A worker wades through cotton last year at a ginning mill in Pilibanga, Rajasthan, India. The country was a key cotton location in its early history and again today. (Prashanth Vishwanathan/Bloomberg)

Daniel Walker Howe won the Pulitzer Prize for his book “What Hath God Wrought: The Transformation of America, 1815-1848.”

A Global History

By Sven Beckert

Knopf. 615 pp. $35

Global history is very much the fashion in leading university history departments today. Some of them seek to replace courses in Western civilization with classes in global history — but usually such courses have to be team-taught by a variety of specialists, since so few individual academics have such a broad reach. “Empire of Cotton” proves Sven Beckert one of the new elite of genuinely global historians.

Too little present-day academic history is written for the general public. “Empire of Cotton” transcends this barrier and should be devoured eagerly, not only by scholars and students but also by the intelligent reading public. The book is rich and diverse in the treatment of its subject. The writing is elegant, and the use of both primary and secondary sources is impressive and varied. Overviews on international trends alternate with illuminating, memorable anecdotes.

‘Empire of Cotton: A Global History’ by Sven Beckert (Knopf)

“Empire of Cotton” starts by describing cotton cultivation and the trade in cotton textiles going back to the Bronze Age. India and China were the most important early locations, but the continent with the least cotton in early times, Europe, was destined to play the major role in the cotton manufacturing that sparked the Industrial Revolution.

The history of cotton capitalism is closely bound up with the history of slavery, as Beckert makes clear. When European trading ships came to the West African coast to buy slaves, they paid for them with colorful cotton fabrics. And when the slave ships unloaded their human cargoes in the New World, often the enslaved exiles were put to work growing cotton.

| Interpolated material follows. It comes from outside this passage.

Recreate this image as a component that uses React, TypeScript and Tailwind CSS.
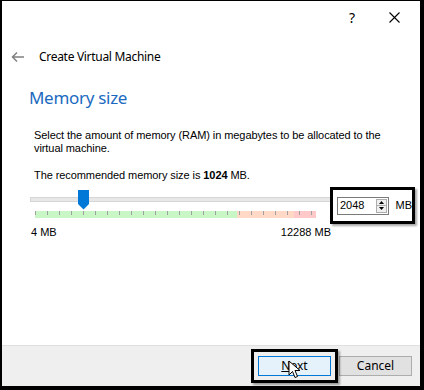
import React from 'react'

const ticks = Array.from({ length: 24 }, (_, i) => i)

function Cursor() {
  return (
    <svg width="14" height="20" viewBox="0 0 14 20" className="absolute left-[34px] top-[8px]">
      <path d="M1 1 L1 15 L4.5 11.5 L7 17.5 L9.5 16.5 L7 10.5 L12 10.5 Z" fill="#fff" stroke="#000" strokeWidth="1" strokeLinejoin="round" />
    </svg>
  )
}

function App() {
  return (
    <div className="relative box-border flex h-[390px] w-[424px] flex-col overflow-hidden border-b-[4px] border-l-2 border-r-[4px] border-t border-black bg-white">
      {/* title bar */}
      <div className="flex h-[33px] items-center justify-end pr-[20px] text-[15px] text-black" style={{ fontFamily: '"Noto Sans", sans-serif' }}>
        <span className="mr-[34px] text-[14px]">?</span>
        <svg width="11" height="11" viewBox="0 0 11 11">
          <path d="M0.5 0.5 L10.5 10.5 M10.5 0.5 L0.5 10.5" stroke="#000" strokeWidth="1.1" />
        </svg>
      </div>

      <div className="flex h-[46px] items-center pl-[9px]" style={{ fontFamily: '"Noto Sans", sans-serif' }}>
        <svg width="14" height="12" viewBox="0 0 14 12">
          <path d="M13 6 H1.5 M6 1.5 L1.5 6 L6 10.5" fill="none" stroke="#808080" strokeWidth="1.5" />
        </svg>
        <span className="ml-[14px] text-[12px] tracking-[-0.3px] text-black">Create Virtual Machine</span>
      </div>

      <div className="pl-[27px] pt-[6px] text-[17px] leading-[24px] tracking-[-0.3px] text-[#1b6ac0]" style={{ fontFamily: '"Noto Sans", sans-serif' }}>
        Memory size
      </div>

      <div className="flex flex-col pl-[32px] text-[11px] text-black" style={{ fontFamily: '"Liberation Sans", Arial, sans-serif' }}>
        <p className="mt-[19px] w-[360px] leading-[13px] tracking-[-0.08px]">
          Select the amount of memory (RAM) in megabytes to be allocated to the virtual machine.
        </p>
        <p className="mt-[14px] leading-[13px] tracking-[-0.08px]">
          The recommended memory size is <b>1024</b> MB.
        </p>

        <div className="mt-[9px] flex items-start">
          <div className="flex w-[296px] shrink-0 flex-col">
            <div className="relative h-[20px]">
              <div className="absolute left-[-4px] right-[-4px] top-[6px] h-[5px] border border-[#d6d6d6] bg-[#e7e7e7]" />
              <svg width="11" height="20" viewBox="0 0 11 20" className="absolute left-[44px] top-[-1px]">
                <path d="M0 0 H11 V14 L5.5 19.5 L0 14 Z" fill="#0078d7" />
              </svg>
            </div>
            <div className="relative ml-[1px] flex h-[7px] w-[281px]">
              <div className="h-full w-[202px] bg-[#c8f7c5]" />
              <div className="h-full w-[57px] bg-[#ffd9c5]" />
              <div className="h-full w-[22px] bg-[#ffc9c9]" />
              {ticks.map((i) => (
                <div key={i} className="absolute top-0 h-[4px] w-px bg-[#a0a0a0]" style={{ left: i * 12 }} />
              ))}
            </div>
            <div className="mr-[-1px] mt-[8px] flex justify-between leading-[13px]">
              <span className="ml-[-3px]">4 MB</span>
              <span>12288 MB</span>
            </div>
          </div>

          <div className="relative mt-[-4px] flex h-[37px] w-[85px] shrink-0 items-center border-[3px] border-black bg-white pl-[4px] shadow-[2px_2px_2px_rgba(0,0,0,0.35)]">
            <div className="flex h-[18px] w-[54px] items-center justify-between border border-[#7a7a7a] bg-white pl-[2px] pr-[1px]">
              <span>2048</span>
              <div className="flex h-[14px] w-[11px] flex-col border border-[#adadad] bg-[#f0f0f0]">
                <div className="flex flex-1 items-center justify-center border-b border-[#adadad]">
                  <svg width="5" height="3" viewBox="0 0 5 3"><path d="M0 3 L2.5 0 L5 3 Z" fill="#000" /></svg>
                </div>
                <div className="flex flex-1 items-center justify-center">
                  <svg width="5" height="3" viewBox="0 0 5 3"><path d="M0 0 L2.5 3 L5 0 Z" fill="#000" /></svg>
                </div>
              </div>
            </div>
            <span className="ml-[7px]">MB</span>
          </div>
        </div>
      </div>

      <div className="mt-auto flex h-[41px] items-center justify-end border-t border-[#dfdfdf] bg-[#efefef] pr-[8px] text-[12px] text-black" style={{ fontFamily: '"Noto Sans", sans-serif' }}>
        <div className="relative flex h-[34px] w-[87px] items-center justify-center border-[3px] border-black shadow-[2px_2px_2px_rgba(0,0,0,0.35)]">
          <div className="flex h-[20px] w-[73px] items-center justify-center border border-[#0078d7] bg-[#e5f1fb]">
            <span><span className="underline">N</span>ext</span>
          </div>
          <Cursor />
        </div>
        <div className="ml-[1px] flex h-[20px] w-[73px] items-center justify-center border border-[#adadad] bg-[#e1e1e1]">
          Cancel
        </div>
      </div>
    </div>
  )
}

export default App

Wars erupted for access to land where cotton, either raw or woven, was available or where slaves could be obtained. For this reason, Beckert proposes that what historians have generally called the “merchant capitalism” of early modern times should instead be called “war capitalism.” European merchants often succeeded in getting support from their own state authorities for the violence. The close engagement of political authorities with cotton capitalism extends to our time and represents a recurrent major theme of this book. Beckert calls attention to the U.S. government’s heavy subsidies to the cotton growers of Arizona today.

“Empire of Cotton” pays due respect to the technological inventions that played such a major part in establishing cotton manufacturing in the North of England during the late 18th and the 19th centuries. Beckert places these innovations in the context of the owners’ need to maximize labor productivity, pointing out that British wages were relatively high compared with those in the rest of the world. He points out a solution the owners hit upon to keep down labor costs: child labor. He tells the story of 10-year-old Ellen Hootton, who testified before a commission in 1833 about her 12 1/2 -hour days, the speed with which she had to do her work at the cotton mill and the cruel punishments she endured if she couldn’t keep up.

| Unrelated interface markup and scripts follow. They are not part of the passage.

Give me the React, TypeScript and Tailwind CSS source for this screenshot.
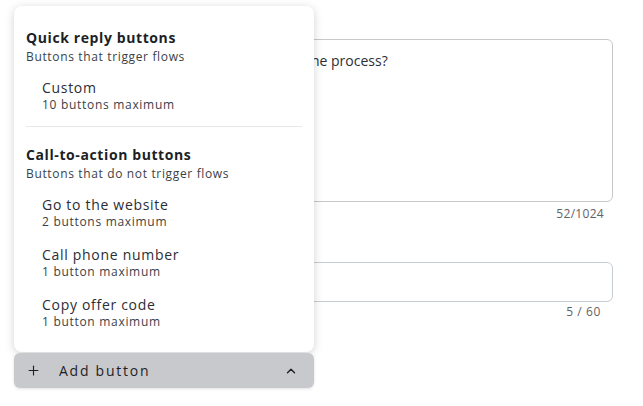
import { Plus, ChevronUp } from 'lucide-react';

const font = { fontFamily: '"Open Sans", "Liberation Sans", sans-serif' };

type Option = { title: string; hint: string };

const sections: { heading: string; sub: string; options: Option[] }[] = [
  {
    heading: 'Quick reply buttons',
    sub: 'Buttons that trigger flows',
    options: [{ title: 'Custom', hint: '10 buttons maximum' }],
  },
  {
    heading: 'Call-to-action buttons',
    sub: 'Buttons that do not trigger flows',
    options: [
      { title: 'Go to the website', hint: '2 buttons maximum' },
      { title: 'Call phone number', hint: '1 button maximum' },
      { title: 'Copy offer code', hint: '1 button maximum' },
    ],
  },
];

function Menu() {
  return (
    <div className="absolute left-[14px] top-[6px] w-[300px] h-[346px] bg-white rounded-lg shadow-[0_2px_10px_rgba(0,0,0,0.18)] px-3 pt-[22px]">
      {sections.map((s, i) => (
        <div key={s.heading}>
          {i > 0 && <div className="h-px bg-gray-200 mt-[13px] mb-[18px]" />}
          <div className="text-[14px] leading-[20px] font-bold text-[#1c1f26] tracking-[0.6px]">{s.heading}</div>
          <div className="text-[12px] leading-[18px] text-[#3b3f47] tracking-[0.65px]">{s.sub}</div>
          <div className="mt-[13px] flex flex-col gap-[16px]">
            {s.options.map((o) => (
              <div key={o.title} className="pl-4">
                <div className="text-[14px] leading-[18px] text-[#2b2e35] tracking-[0.7px]">{o.title}</div>
                <div className="text-[12px] leading-[16px] text-[#3b3f47] tracking-[0.7px]">{o.hint}</div>
              </div>
            ))}
          </div>
        </div>
      ))}
    </div>
  );
}

export default function App() {
  return (
    <div className="relative w-[643px] h-[406px] bg-white" style={font}>
      <div className="pt-[39px] pl-[14px] pr-[30px]">
        <div className="h-[163px] border border-[#c6c8cc] rounded-md px-4 pt-[10px] text-[14px] text-[#2b2e35]">
          How would you rate your experience with the process?
        </div>
        <div className="text-right text-[12px] text-[#5f6368] pr-[9px] mt-[4px] leading-[16px] tracking-[0.3px]">52/1024</div>
        <div className="mt-[40px] h-[40px] border border-[#c6ccd4] rounded-md" />
        <div className="text-right text-[12px] text-[#5f6368] pr-[12px] mt-[2px] leading-[16px] tracking-[0.6px]">5 / 60</div>
      </div>
      <Menu />
      <button className="absolute left-[14px] top-[353px] w-[300px] h-[35px] rounded-md bg-[#c8c9cc] shadow-[0_1px_3px_rgba(0,0,0,0.12)] flex items-center pl-[12px] pr-[16px] text-[#1c1f26]">
        <Plus className="w-[15px] h-[15px]" strokeWidth={1.8} />
        <span className="ml-[18px] text-[14px] tracking-[1.75px] font-medium">Add button</span>
        <ChevronUp className="ml-auto w-[14px] h-[14px]" strokeWidth={2.4} />
      </button>
    </div>
  );
}
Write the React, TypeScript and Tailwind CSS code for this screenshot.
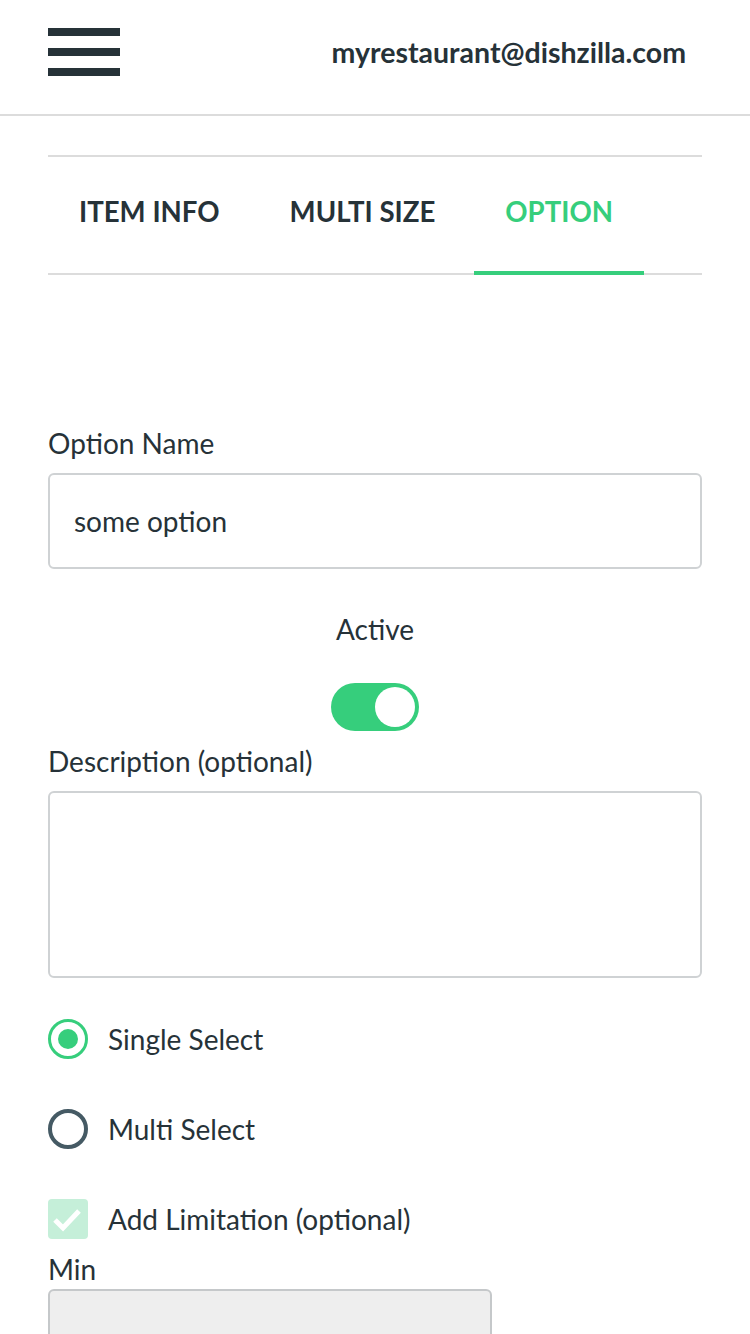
import React from "react";

export default function App() {
  return (
    <div className="w-[750px] min-h-[1334px] bg-white text-[#263238] font-['Lato',sans-serif] overflow-hidden">
      <header className="h-[116px] flex items-start justify-between border-b-2 border-[#dcdcdc] px-[48px]">
        <div className="flex flex-col gap-[12px] pt-[28px]">
          <div className="w-[72px] h-[8px] bg-[#263238]" />
          <div className="w-[72px] h-[8px] bg-[#263238]" />
          <div className="w-[72px] h-[8px] bg-[#263238]" />
        </div>
        <div className="pt-[32px] pr-[16px] text-[28.5px] leading-[40px] font-bold">myrestaurant@dishzilla.com</div>
      </header>

      <div className="px-[48px]">
        <div className="mt-[39px] border-t-2 border-b-2 border-[#dcdcdc] flex gap-[8px] h-[120px]">
          <div className="px-[31px] pb-[6px] flex items-center text-[27.6px] font-bold">ITEM INFO</div>
          <div className="px-[31px] pb-[6px] flex items-center text-[27.6px] font-bold">MULTI SIZE</div>
          <div className="px-[31px] pb-[6px] flex items-center text-[27.6px] font-bold text-[#36ce7c] border-b-4 border-[#36ce7c] relative top-[2px]">OPTION</div>
        </div>

        <div className="mt-[148px] text-[28px] leading-[40px]">Option Name</div>
        <div className="mt-[10px] h-[96px] border-2 border-[#cfd2d4] rounded-[6px] flex items-center px-[24px] text-[28px]">some option</div>

        <div className="mt-[40px] text-center text-[28px] leading-[40px]">Active</div>
        <div className="mt-[34px] flex justify-center">
          <div className="w-[88px] h-[48px] rounded-full bg-[#36ce7c] flex items-center justify-end pr-[4px]">
            <div className="w-[40px] h-[40px] rounded-full bg-white" />
          </div>
        </div>

        <div className="mt-[10px] text-[28px] leading-[40px]">Description (optional)</div>
        <div className="mt-[10px] h-[187px] border-2 border-[#cfd2d4] rounded-[6px]" />

        <div className="mt-[41px] flex items-center gap-[20px] h-[40px]">
          <div className="w-[40px] h-[40px] rounded-full border-[3px] border-[#36ce7c] flex items-center justify-center">
            <div className="w-[20px] h-[20px] rounded-full bg-[#36ce7c]" />
          </div>
          <span className="text-[28px] leading-[40px]">Single Select</span>
        </div>
        <div className="mt-[50px] flex items-center gap-[20px] h-[40px]">
          <div className="w-[40px] h-[40px] rounded-full border-[4px] border-[#455a64]" />
          <span className="text-[28px] leading-[40px]">Multi Select</span>
        </div>
        <div className="mt-[50px] flex items-center gap-[20px] h-[40px]">
          <div className="w-[40px] h-[40px] rounded-[4px] bg-[#c5efd9] flex items-center justify-center">
            <svg width="32" height="32" viewBox="0 0 32 32" fill="none">
              <path d="M3 17 L11 25 L27 8" stroke="white" strokeWidth="5" />
            </svg>
          </div>
          <span className="text-[28px] leading-[40px]">Add Limitation (optional)</span>
        </div>

        <div className="mt-[10px] text-[28px] leading-[40px]">Min</div>
        <div className="w-[444px] h-[96px] border-2 border-[#c5c8ca] rounded-[6px] bg-[#eeeeee]" />
      </div>
    </div>
  );
}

Hootton’s story brought my own mother’s story to mind. In 1916, her parents sent her to work at the textile mill in Halifax, Yorkshire, at the age of 12, insisting that the family needed the few shillings a week that she would earn doffing bobbins. When she tried to organize her fellow child employees to strike for better conditions, management informed her parents, who told her in no uncertain terms to desist lest she be fired.

During the American Civil War, the Union naval blockade of Southern ports created a “cotton famine” in British mills, which fostered an expansion of raw cotton production in India and Egypt to keep the textile industry busy. After the war, the cotton empire kept its new sources of supply, and, supplemented by the restoration of American supplies, worldwide production soared in the late 19th century.

Textile manufacturers have been forever looking for cheap labor. In the 1880s mills began relocating away from New England to the American South as the labor movement in the North achieved better working conditions and wages. Then in the late 20th century, the appeal of low wages prompted a further migration of the mills to Third World countries — notably China and India, centers of cotton cultivation thousands of years before. Today, “about 98 percent of all garments sold in the United States are made abroad.”

Beckert’s book made me wish for a sequel that would address the cotton empire’s millions of customers. What uses did all these varied peoples make of the cotton they bought across the centuries? Has the availability of cotton affected changing fashions in clothing? Why is the global public so insatiable in its demands for this product?

Although Beckert devotes much of his book to the injustice of cotton capitalism, he finds that “the human capacity to organize our efforts in ever more productive ways should give us hope.” He concludes that “our unprecedented domination over nature” can allow us “the wisdom, the power, and the strength” to distribute the benefits of mechanization more equitably, to create “an empire of cotton that is not only productive, but also just.”